> _GOAL_: Where a line contains the word "React", copy that line.

> _DATA EXTRACT_:
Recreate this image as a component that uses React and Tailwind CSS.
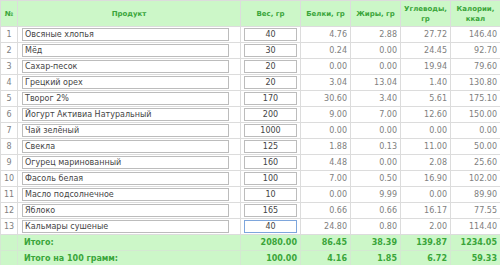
import React from "react";

const rows = [
  ["Овсяные хлопья", "40", "4.76", "2.88", "27.72", "146.40"],
  ["Мёд", "30", "0.24", "0.00", "24.45", "92.70"],
  ["Сахар-песок", "20", "0.00", "0.00", "19.94", "79.60"],
  ["Грецкий орех", "20", "3.04", "13.04", "1.40", "130.80"],
  ["Творог 2%", "170", "30.60", "3.40", "5.61", "175.10"],
  ["Йогурт Активиа Натуральный", "200", "9.00", "7.00", "12.60", "150.00"],
  ["Чай зелёный", "1000", "0.00", "0.00", "0.00", "0.00"],
  ["Свекла", "125", "1.88", "0.13", "11.00", "50.00"],
  ["Огурец маринованный", "160", "4.48", "0.00", "2.08", "25.60"],
  ["Фасоль белая", "100", "7.00", "0.50", "16.90", "102.00"],
  ["Масло подсолнечное", "10", "0.00", "9.99", "0.00", "89.90"],
  ["Яблоко", "165", "0.66", "0.66", "16.17", "77.55"],
  ["Кальмары сушеные", "40", "24.80", "0.80", "2.00", "114.40"],
];

const totals = [
  ["Итого:", "2080.00", "86.45", "38.39", "139.87", "1234.05"],
  ["Итого на 100 грамм:", "100.00", "4.16", "1.85", "6.72", "59.33"],
];

const th = "border border-[#dcdcdc] bg-[#ccf7c8] text-[#3aa53a] font-bold text-[7px] leading-[10px] text-center align-middle";
const td = "border border-[#dcdcdc] text-[8px] text-[#808080] h-[16px] p-0 align-middle";

export default function App() {
  return (
    <div className="w-[500px] h-[265px] bg-white overflow-hidden" style={{ fontFamily: "'DejaVu Sans', Verdana, sans-serif" }}>
      <table className="w-[500px] table-fixed border-collapse">
        <colgroup>
          <col className="w-[17px]" />
          <col className="w-[223px]" />
          <col className="w-[60px]" />
          <col className="w-[50px]" />
          <col className="w-[50px]" />
          <col className="w-[50px]" />
          <col className="w-[50px]" />
        </colgroup>
        <thead>
          <tr className="h-[26px]">
            <th className={th}>№</th>
            <th className={th}>Продукт</th>
            <th className={th}>Вес, гр</th>
            <th className={th}>Белки, гр</th>
            <th className={th}>Жиры, гр</th>
            <th className={th}>Углеводы,<br />гр</th>
            <th className={th}>Калории,<br />ккал</th>
          </tr>
        </thead>
        <tbody>
          {rows.map((r, i) => (
            <tr key={i}>
              <td className={`${td} text-center`}>{i + 1}</td>
              <td className={`${td} pl-[4px] pr-[11px]`}>
                <div className="h-[13px] border border-[#bcbcbc] bg-white px-[2px] text-[8px] leading-[11px] text-[#444] whitespace-nowrap overflow-hidden">
                  {r[0]}
                </div>
              </td>
              <td className={`${td} px-[3px]`}>
                <div
                  className={`h-[13px] border ${i === rows.length - 1 ? "border-[#7ea6dc]" : "border-[#bcbcbc]"} bg-white text-center text-[8px] leading-[11px] text-[#444]`}
                >
                  {r[1]}
                </div>
              </td>
              {r.slice(2).map((v, j) => (
                <td key={j} className={`${td} text-right pr-[3px]`}>{v}</td>
              ))}
            </tr>
          ))}
          {totals.map((r, i) => (
            <tr key={"t" + i} className={i === 0 ? "h-[16px]" : "h-[17px]"}>
              <td className="border border-[#d4e8d2] bg-[#ccf7c8]"></td>
              <td className="border border-[#d4e8d2] bg-[#ccf7c8] pl-[6px] text-[8px] font-bold text-[#3aa53a]">{r[0]}</td>
              {r.slice(1).map((v, j) => (
                <td key={j} className="border border-[#d4e8d2] bg-[#ccf7c8] text-right pr-[3px] text-[8px] font-bold text-[#3aa53a]">{v}</td>
              ))}
            </tr>
          ))}
        </tbody>
      </table>
    </div>
  );
}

> _RESULT_:
Recreate this image as a component that uses React and Tailwind CSS.
import React from "react";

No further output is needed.